What an AML gap analysis is, and what it isn't
A gap analysis is a structured comparison: current state (how the program operates today, in practice, not on paper) versus required state (what the law, guidance, and your risk profile demand). The output is a list of gaps, each rated by severity, with a path to close it.
It is not a risk assessment, though the two are cousins. A risk assessment asks "what are we exposed to?" A gap analysis asks "given that exposure, where does our program fall short of what's required?" The risk assessment scopes the gap analysis. You measure most closely where you're most exposed.
When you need one
A gap analysis is overdue any time the program has materially changed since it was last assessed. The common triggers:
- Launching a new product or entering a new customer segment that changes your risk profile.
- Preparing for an exam, or responding to one that produced findings.
- Onboarding with a sponsor bank that needs to see a defensible program before it'll carry you.
- A merger or acquisition that joins two programs of different maturity.
- A new registration category (e.g., money transmitter licensing) with its own obligations.
- A regulatory change that shifts what's required.
- Time. It's simply been a year, and "we've always done it this way" has gone unexamined.
What to measure against
A gap analysis is only as credible as its benchmark. Measure the program against three layers, in order:
| Benchmark | What it anchors |
|---|---|
| The BSA program pillars | Internal controls · a designated BSA officer · training · independent testing · customer due diligence and beneficial ownership. The foundational structure every program must have. |
| The FFIEC BSA/AML Examination Manual | How examiners actually evaluate each area. It's the closest thing to the test you'll be graded on. |
| The regulations that apply to you | The specific obligations for your products, customers, and jurisdictions, including OFAC sanctions-program expectations. Risk-based: depth follows your actual exposure. |
Anchoring to these means a finding is never a matter of opinion. It points to a specific expectation the program doesn't yet meet.
How to run it, step by step
- Scope it to your risk. Start from the risk assessment. Put the most testing where the institution is most exposed; don't spend equal effort on a low-risk corner and your highest-volume product.

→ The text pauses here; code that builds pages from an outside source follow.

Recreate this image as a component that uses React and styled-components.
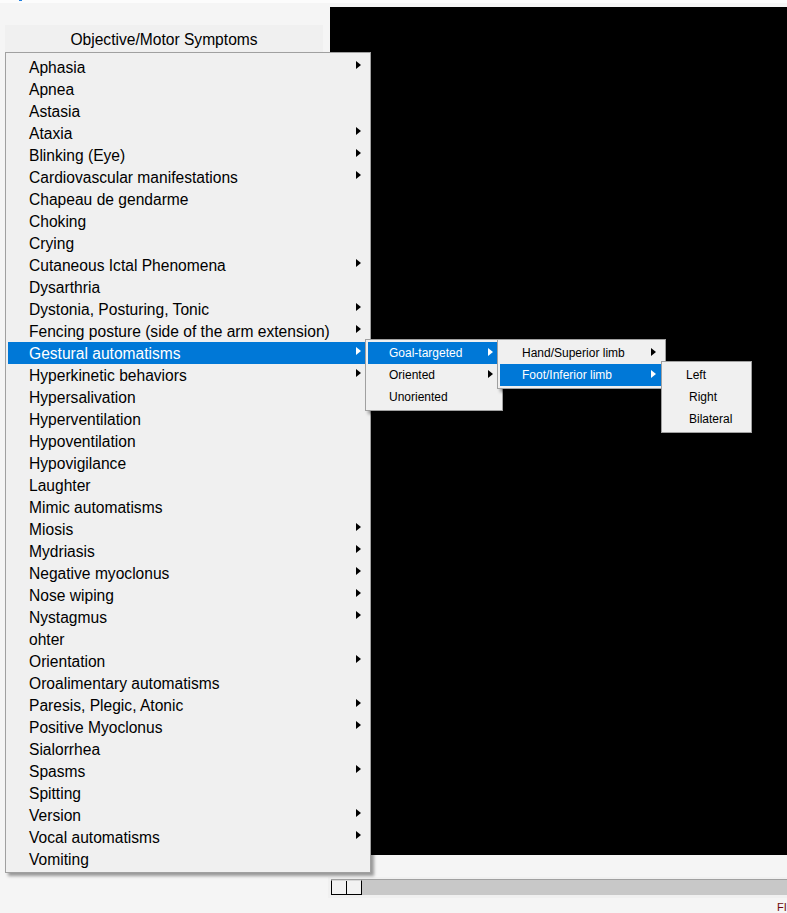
import React from 'react';
import styled, { createGlobalStyle } from 'styled-components';

const GlobalStyle = createGlobalStyle`
    html, body {
        margin: 0;
        padding: 0;
        background: #f5f5f5;
    }
    body {
        font-family: "Liberation Sans", Arial, sans-serif;
    }
`

const Page = styled.div`
    position: relative;
    width: 787px;
    height: 913px;
    overflow: hidden;
    background: #f5f5f5;
    display: flex;
    flex-direction: column;
`

const TopStrip = styled.div`
    flex-shrink: 0;
    height: 3px;
    margin-bottom: 4px;
    background: #fcfcfc;
    display: flex;
`

const BlueMark = styled.span`
    width: 3px;
    height: 1px;
    margin-left: 19px;
    background: #1f7fe0;
`

const Main = styled.div`
    flex-shrink: 0;
    display: grid;
    grid-template-columns: 330px 1fr;
    height: 848px;
`

const LeftPanel = styled.div`
    padding: 18px 7px 0 5px;
`

const HeaderButton = styled.div`
    height: 28px;
    box-sizing: border-box;
    padding-top: 2px;
    background: #f0f0f0;
    display: flex;
    align-items: center;
    justify-content: center;
    font-size: 15.6px;
    color: #000;
`

const Viewport = styled.div`
    background: #000;
`

const ScrollBand = styled.div`
    flex-shrink: 0;
    margin: 22px 0 0 328px;
    padding: 2px 0 3px 3px;
    background: #f0f0f0;
`

const Track = styled.div`
    height: 16px;
    box-sizing: border-box;
    border-top: 1px solid #a0a0a0;
    background: #c8c8c8;
    display: flex;
`

const Thumb = styled.div`
    width: 31px;
    height: 15px;
    box-sizing: border-box;
    border: 1px solid #000;
    border-top-color: #d8d8d8;
    background: #f2f2f2;
    display: flex;
`

const ThumbHalf = styled.div`
    flex: 1;
    & + & {
        border-left: 1px solid #000;
    }
`

const Status = styled.div`
    flex-shrink: 0;
    padding: 4px 0 0 777px;
    font-size: 11px;
    line-height: 11px;
    color: #6e0a0a;
    white-space: nowrap;
`

const Menu = styled.div`
    position: absolute;
    left: ${props => props.left}px;
    top: ${props => props.top}px;
    width: ${props => props.width}px;
    box-sizing: border-box;
    background: #f0f0f0;
    border: 1px solid #a0a0a0;
    box-shadow: 3px 3px 3px rgba(0, 0, 0, 0.38);
    padding: ${props => props.padTop}px 4px 2px 2px;
`

const Item = styled.div`
    height: 22px;
    box-sizing: border-box;
    display: flex;
    align-items: center;
    padding: ${props => props.lift}px 5px 0 ${props => props.indent}px;
    font-size: ${props => props.size}px;
    color: ${props => props.active ? '#fff' : '#000'};
    background: ${props => props.active ? '#0078d7' : 'transparent'};
    white-space: nowrap;
`

const Label = styled.span`
    flex: 1;
`

const Arrow = styled.span`
    width: 0;
    height: 0;
    border-left: 5px solid ${props => props.active ? '#fff' : '#000'};
    border-top: 4.5px solid transparent;
    border-bottom: 4.5px solid transparent;
    transform: translateY(${props => props.shift}px);
`

const mainItems = [
    ['Aphasia', true],
    ['Apnea'],
    ['Astasia'],
    ['Ataxia', true],
    ['Blinking (Eye)', true],
    ['Cardiovascular manifestations', true],
    ['Chapeau de gendarme'],
    ['Choking'],
    ['Crying'],
    ['Cutaneous Ictal Phenomena', true],
    ['Dysarthria'],
    ['Dystonia, Posturing, Tonic', true],
    ['Fencing posture (side of the arm extension)', true],
    ['Gestural automatisms', true, true],
    ['Hyperkinetic behaviors', true],
    ['Hypersalivation'],
    ['Hyperventilation'],
    ['Hypoventilation'],
    ['Hypovigilance'],
    ['Laughter'],
    ['Mimic automatisms'],
    ['Miosis', true],
    ['Mydriasis', true],
    ['Negative myoclonus', true],
    ['Nose wiping', true],
    ['Nystagmus', true],
    ['ohter'],
    ['Orientation', true],
    ['Oroalimentary automatisms'],
    ['Paresis, Plegic, Atonic', true],
    ['Positive Myoclonus', true],
    ['Sialorrhea'],
    ['Spasms', true],
    ['Spitting'],
    ['Version', true],
    ['Vocal automatisms', true],
    ['Vomiting'],
]

const goalItems = [
    ['Goal-targeted', true, true],
    ['Oriented', true],
    ['Unoriented'],
]

const limbItems = [
    ['Hand/Superior limb', true],
    ['Foot/Inferior limb', true, true],
]

const sideItems = [
    ['Left', false, false, 22],
    ['Right', false, false, 25],
    ['Bilateral', false, false, 25],
]

const MenuList = ({ items, size, indent, lift, arrowShift, ...rest }) => {
    return <Menu {...rest}>
        {items.map(([text, sub, active, ind]) =>
            <Item key={text} size={size} lift={lift} indent={ind || indent} active={active}>
                <Label>{text}</Label>
                {sub && <Arrow active={active} shift={arrowShift} />}
            </Item>
        )}
    </Menu>
}

const App = () => {
    return <Page>
        <GlobalStyle />
        <TopStrip>
            <BlueMark />
        </TopStrip>
        <Main>
            <LeftPanel>
                <HeaderButton>Objective/Motor Symptoms</HeaderButton>
            </LeftPanel>
            <Viewport />
        </Main>
        <ScrollBand>
            <Track>
                <Thumb>
                    <ThumbHalf />
                    <ThumbHalf />
                </Thumb>
            </Track>
        </ScrollBand>
        <Status>FI</Status>

        <MenuList items={mainItems} size={15.6} indent={21} lift={2} arrowShift={-3} left={5} top={52} width={366} padTop={3} />
        <MenuList items={goalItems} size={12} indent={21} lift={0} arrowShift={-1} left={365} top={339} width={138} padTop={2} />
        <MenuList items={limbItems} size={12} indent={22} lift={0} arrowShift={-1} left={497} top={339} width={169} padTop={2} />
        <MenuList items={sideItems} size={12} indent={22} lift={0} arrowShift={-1} left={661} top={361} width={91} padTop={2} />
    </Page>
}

export default App;
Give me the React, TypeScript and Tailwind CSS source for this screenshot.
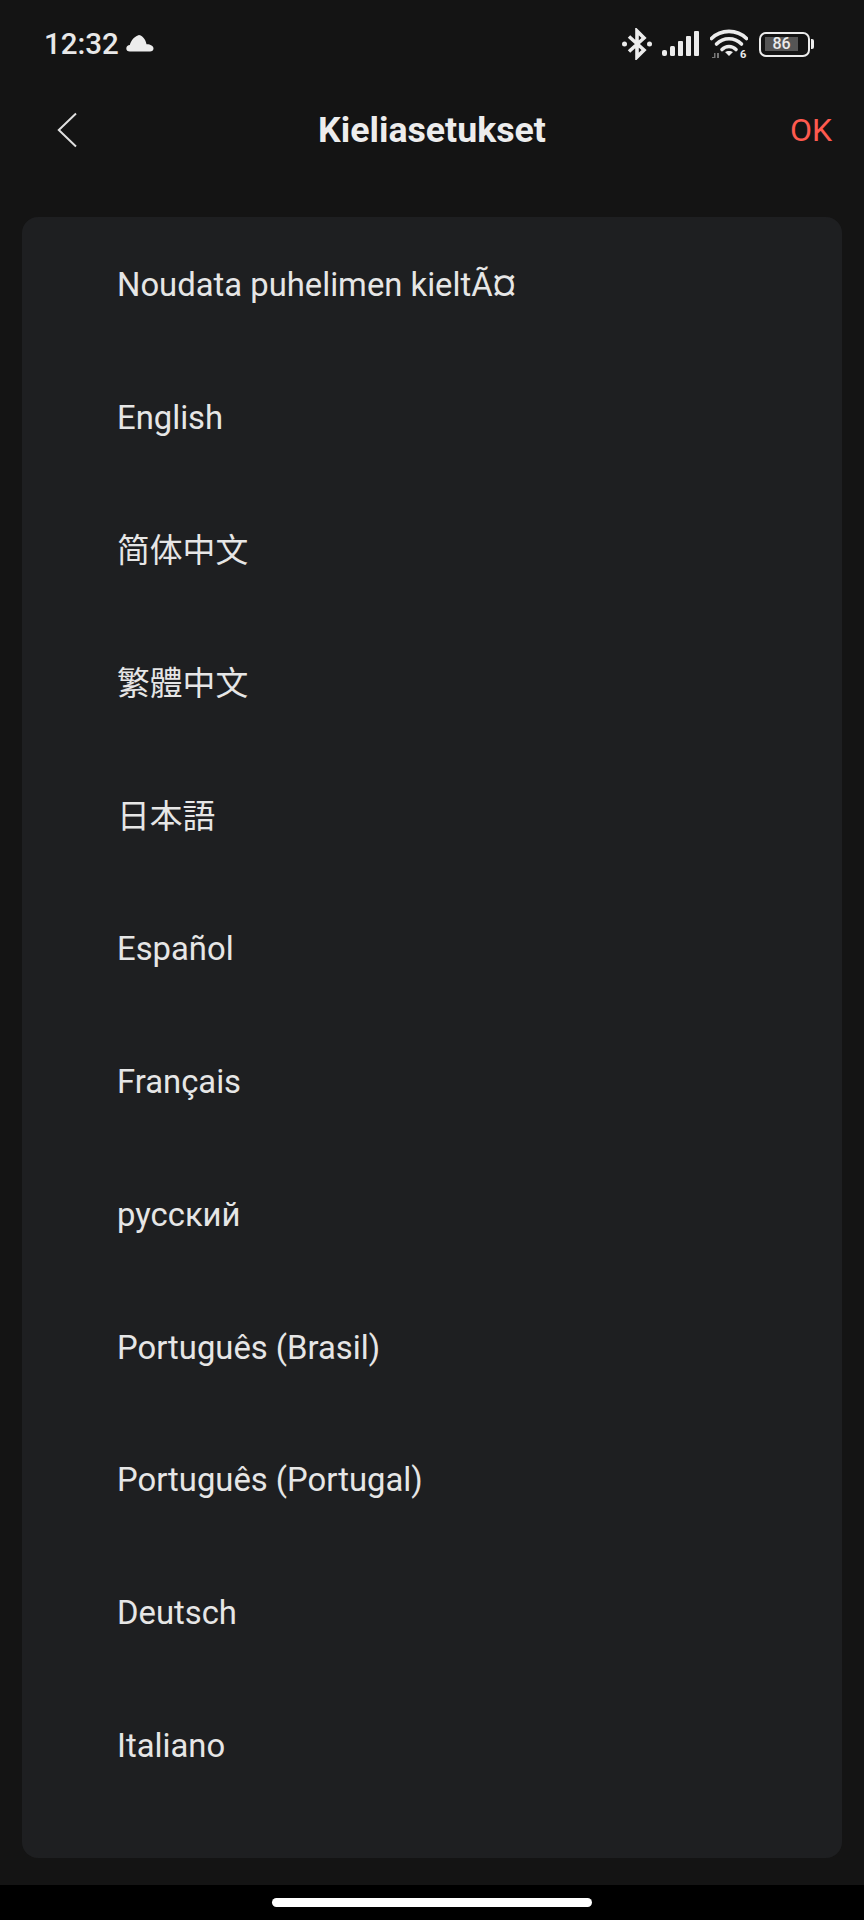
const langs = [
  "Noudata puhelimen kieltÃ¤",
  "English",
  "简体中文",
  "繁體中文",
  "日本語",
  "Español",
  "Français",
  "русский",
  "Português (Brasil)",
  "Português (Portugal)",
  "Deutsch",
  "Italiano",
];

const cjk = (s: string) => (s === "日本語" ? '"Noto Sans CJK JP"' : s === "繁體中文" ? '"Noto Sans CJK TC"' : '"Noto Sans CJK SC"');

export default function App() {
  return (
    <div className="w-[864px] h-[1920px] bg-[#141414] flex flex-col font-['Roboto','Noto_Sans_CJK_SC',sans-serif] overflow-hidden">
      <div className="h-[90px] shrink-0 flex items-start justify-between pl-[44px] pr-[50px] pt-[26px]">
        <div className="flex items-center gap-[7px] h-[36px]">
          <span className="text-[29.5px] leading-[36px] font-medium text-[#e8e8e8]">12:32</span>
          <svg width="28" height="18" viewBox="0 0 28 18" fill="#ececec" className="-mt-[3px]">
            <path d="M4 17.5C1.5 17.5 0.3 16 0.3 14.4 0.3 12.6 1.8 11.2 3.8 11.1 4.6 8.4 6.2 3.5 13 1 18 2 20 7.5 20.5 10.2 24 10 27.5 11.8 27.5 14.4 27.5 16.2 26 17.5 24 17.5Z" />
          </svg>
        </div>
        <div className="flex items-center h-[40px] -mt-[2px]">
          <svg width="30" height="32" viewBox="0 0 30 32" fill="none" stroke="#ececec" strokeWidth="3.6">
            <path d="M7 8.500 22 22 15 29V3L22 10 7 23.500" />
            <circle cx="2.500" cy="16" r="2.500" fill="#ececec" stroke="none" />
            <circle cx="27.500" cy="16" r="2.500" fill="#ececec" stroke="none" />
          </svg>
          <svg width="38" height="26" viewBox="0 0 38 26" fill="#ececec" className="ml-[10px]">
            <rect x="0" y="19" width="5" height="6" rx="2" />
            <rect x="8" y="15" width="5" height="10" rx="1.500" />
            <rect x="16" y="10" width="5" height="15" rx="1" />
            <rect x="24" y="5" width="5" height="20" rx="1" />
            <rect x="32" y="0" width="5" height="25" rx="1" />
          </svg>
          <svg width="38" height="30" viewBox="0 0 38 30" fill="none" stroke="#ececec" strokeWidth="3.6" className="ml-[10px]">
            <path d="M1.500 9.500C11 0 27 0 36.500 9.500" strokeLinecap="round" />
            <path d="M6.500 15C13.500 8 24.500 8 31.500 15" strokeLinecap="round" />
            <path d="M12 20.500C16 16.500 22 16.500 26 20.500" strokeLinecap="round" />
            <path d="M19 27 15 23C17 21.500 21 21.500 23 23Z" fill="#ececec" stroke="none" />
            <path d="M2 28H4V24H5.500V29H2ZM7 24H9V29H7Z" fill="#777777" stroke="none" />
            <text x="30" y="28.500" fontSize="11" fontWeight="700" fill="#ececec" stroke="none" fontFamily="Roboto">6</text>
          </svg>
          <div className="ml-[11px] flex items-center">
            <div className="w-[51px] h-[25px] border-[2.5px] border-[#ececec] rounded-[7px] flex items-center pl-[4px] py-[3px]">
              <div className="w-[33px] h-[14px] bg-[#555555] flex items-center justify-center text-[16px] leading-[14px] font-medium text-[#ececec]">86</div>
            </div>
            <div className="w-[3px] h-[10px] ml-[1px] bg-[#ececec] rounded-r-[2px]"></div>
          </div>
        </div>
      </div>
      <div className="h-[127px] shrink-0 relative flex items-center justify-between pl-[57px] pr-[32px] pb-[48px]">
        <svg width="20" height="36" viewBox="0 0 20 36" fill="none" stroke="#e0e0e0" strokeWidth="2">
          <path d="M19 1.500 1.800 18 19 34.500" />
        </svg>
        <span className="absolute left-0 right-0 text-center text-[35.7px] leading-[48px] font-bold text-[#ededed]">Kieliasetukset</span>
        <span className="text-[32px] leading-[48px] text-[#ff5a4f]">OK</span>
      </div>
      <div className="mx-[22px] h-[1641px] shrink-0 bg-[#1e1f21] rounded-[16px]">
        {langs.map((l) => {
          const isCjk = /[\u4e00-\u9fff]/.test(l);
          return (
            <div
              key={l}
              className={isCjk ? "h-[132.85px] flex items-center pl-[95px] pb-[3px] text-[32.8px] text-[#e6e6e6]" : "h-[132.85px] flex items-center pl-[95px] pt-[4px] text-[32.8px] text-[#e6e6e6]"}
              style={isCjk ? { fontFamily: cjk(l) + ", sans-serif" } : undefined}
            >
              {l}
            </div>
          );
        })}
      </div>
      <div className="flex-1"></div>
      <div className="h-[35px] shrink-0 bg-black flex justify-center pt-[13px]">
        <div className="w-[320px] h-[9px] bg-white rounded-full"></div>
      </div>
    </div>
  );
}
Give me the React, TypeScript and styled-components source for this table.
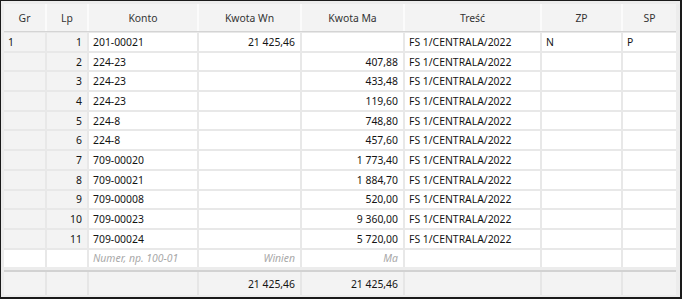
import React from 'react'
import styled, { createGlobalStyle } from 'styled-components'

const GlobalStyle = createGlobalStyle`
    html, body {
        margin: 0;
        padding: 0;
        background: #ffffff;
    }

    body {
        font-family: "Noto Sans", "Open Sans", Arial, sans-serif;
        font-size: 10.4px;
        color: #141414;
    }
`

type Entry = {
    gr?: string
    lp: number
    konto: string
    wn?: string
    ma?: string
    tresc: string
    zp?: string
    sp?: string
}

const entries: Entry[] = [
    { gr: '1', lp: 1, konto: '201-00021', wn: '21 425,46', tresc: 'FS 1/CENTRALA/2022', zp: 'N', sp: 'P' },
    { lp: 2, konto: '224-23', ma: '407,88', tresc: 'FS 1/CENTRALA/2022' },
    { lp: 3, konto: '224-23', ma: '433,48', tresc: 'FS 1/CENTRALA/2022' },
    { lp: 4, konto: '224-23', ma: '119,60', tresc: 'FS 1/CENTRALA/2022' },
    { lp: 5, konto: '224-8', ma: '748,80', tresc: 'FS 1/CENTRALA/2022' },
    { lp: 6, konto: '224-8', ma: '457,60', tresc: 'FS 1/CENTRALA/2022' },
    { lp: 7, konto: '709-00020', ma: '1 773,40', tresc: 'FS 1/CENTRALA/2022' },
    { lp: 8, konto: '709-00021', ma: '1 884,70', tresc: 'FS 1/CENTRALA/2022' },
    { lp: 9, konto: '709-00008', ma: '520,00', tresc: 'FS 1/CENTRALA/2022' },
    { lp: 10, konto: '709-00023', ma: '9 360,00', tresc: 'FS 1/CENTRALA/2022' },
    { lp: 11, konto: '709-00024', ma: '5 720,00', tresc: 'FS 1/CENTRALA/2022' },
]

const COLUMNS = '41px 40px 108px 101px 101px 135px 79px 53px'

/**
 * App
 *
 */
const App = () => {
    return (
        <>
            <GlobalStyle />
            <Frame>
                <HeaderRow>
                    <HeadCell>Gr</HeadCell>
                    <HeadCell>Lp</HeadCell>
                    <HeadCell>Konto</HeadCell>
                    <HeadCell>Kwota Wn</HeadCell>
                    <HeadCell>Kwota Ma</HeadCell>
                    <HeadCell>Treść</HeadCell>
                    <HeadCell>ZP</HeadCell>
                    <HeadCell>SP</HeadCell>
                </HeaderRow>
                <Body>
                    {entries.map((e) => (
                        <Row key={e.lp}>
                            <Cell $muted>{e.gr}</Cell>
                            <Cell $muted $right>{e.lp}</Cell>
                            <Cell>{e.konto}</Cell>
                            <Cell $right>{e.wn}</Cell>
                            <Cell $right>{e.ma}</Cell>
                            <Cell>{e.tresc}</Cell>
                            <Cell>{e.zp}</Cell>
                            <Cell>{e.sp}</Cell>
                        </Row>
                    ))}
                    <Row>
                        <Cell />
                        <Cell />
                        <Cell $hint>Numer, np. 100-01</Cell>
                        <Cell $hint $right>Winien</Cell>
                        <Cell $hint $right>Ma</Cell>
                        <Cell />
                        <Cell />
                        <Cell />
                    </Row>
                </Body>
                <FooterRow>
                    <FootCell />
                    <FootCell />
                    <FootCell />
                    <FootCell $right>21 425,46</FootCell>
                    <FootCell $right>21 425,46</FootCell>
                    <FootCell />
                    <FootCell />
                    <FootCell />
                </FooterRow>
            </Frame>
        </>
    )
}

export default App

/**
 * Frame
 *
 */
const Frame = styled.div`
    box-sizing: border-box;
    width: 682px;
    height: 299px;
    border: 1px solid #1a1a1a;
    border-right-width: 2px;
    border-bottom-width: 2px;
    background: #ececec;
    padding: 3px 4px 2px 3px;
    display: flex;
    flex-direction: column;
`

const HeaderRow = styled.div`
    display: grid;
    grid-template-columns: ${COLUMNS};
    column-gap: 2px;
    height: 27px;
    background: #fbfbfb;
    border-bottom: 1px solid #d4d4d4;
`

const HeadCell = styled.div`
    display: flex;
    align-items: center;
    justify-content: center;
    background: #f3f3f3;
    color: #333333;
`

const Body = styled.div`
    display: flex;
    flex-direction: column;
    gap: 2px;
    padding-top: 1px;
    background: #e8e8e8;
`

const Row = styled.div`
    display: grid;
    grid-template-columns: ${COLUMNS};
    column-gap: 2px;
    height: 17.7px;
`

const Cell = styled.div<{ $right?: boolean; $muted?: boolean; $hint?: boolean }>`
    display: flex;
    align-items: center;
    justify-content: ${(p) => (p.$right ? 'flex-end' : 'flex-start')};
    padding: ${(p) => (p.$right ? '0 5px 0 0' : '0 0 0 4px')};
    background: ${(p) => (p.$muted ? '#f3f3f3' : '#ffffff')};
    color: ${(p) => (p.$hint ? '#a8a8a8' : '#141414')};
    font-style: ${(p) => (p.$hint ? 'italic' : 'normal')};
    white-space: nowrap;
    overflow: hidden;
`

const FooterRow = styled.div`
    display: grid;
    grid-template-columns: ${COLUMNS};
    column-gap: 2px;
    margin-top: 3px;
    border-top: 2px solid #d2d2d2;
    flex: 1;
    background: #e6e6e6;
`

const FootCell = styled.div<{ $right?: boolean }>`
    display: flex;
    align-items: center;
    justify-content: ${(p) => (p.$right ? 'flex-end' : 'flex-start')};
    padding: ${(p) => (p.$right ? '0 5px 0 0' : '0 0 0 4px')};
    background: #f3f3f3;
    color: #141414;
`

- Gather the evidence. Policies, procedures (WSPs), training records, prior independent tests, system configurations, sample SARs and alerts. What the program does, not just what it says.
- Compare current vs. required, area by area. Walk each pillar and each applicable obligation. For each, record: what's expected, what exists, and the delta.
- Test, don't just read. Pull samples. A policy that says alerts are reviewed in five days is a gap if the queue shows fifteen. Paper compliance and real compliance are different claims.
- Document each gap specifically. Name the expectation, the shortfall, the evidence, and the exposure. Write "no role-specific training for the fintech partner's onboarding staff since Q3," never the vague "training is weak."
- Score and prioritize. Rate severity and likelihood (below), then sort.
- Build the remediation plan. Every gap gets an owner, an action, and a date. This is the deliverable that matters.
Scoring the gaps
Not every gap deserves equal urgency. Score each on two axes and let the score drive sequence:
| Severity → Likelihood ↓ | Low severity | High severity |
|---|---|---|
| High likelihood | Schedule: fix in the normal cycle | Remediate first: material exposure, likely to surface |
| Low likelihood | Monitor: document and revisit | Plan: high impact if it lands, mitigate deliberately |
Where you can, price the exposure in dollars: the cost of the likely enforcement outcome, the remediation, or the delayed launch. A gap rated "high" sits in a slide deck. A gap that reads "$400k of exposure and a blocked product launch" is a decision an executive will actually fund.
From findings to a plan that closes
The single most common failure mode is treating the analysis as the deliverable. The real deliverable is the remediation plan the analysis feeds: each gap mapped to an owner, an action, a due date, and a status that gets tracked to closure. Open findings from the last cycle are the first thing an examiner reads. A plan that visibly closes its own gaps is itself evidence of a healthy program.
Why most gap analyses go stale
- It's a static PDF. Accurate the day it ships, wrong the moment a product launches or a rule changes.
- It scores against generic best practice instead of the institution's actual obligations and risk.
- It stops at findings and never becomes an owned, dated plan.
- It's never re-run. A gap analysis is a snapshot; a program is a moving target. The value is in repeating it when the program changes.
A pre-start checklist
- The scope is driven by a current risk assessment.
- The benchmark is explicit: pillars, FFIEC manual, applicable regs.
- You're testing what the program does, not only what it says.
- Each gap is documented with the expectation, shortfall, evidence, and exposure.
- Gaps are scored on severity and likelihood, priced in dollars where possible.
- Every gap has an owner, an action, and a date.
- There's a plan to re-run it when the program materially changes.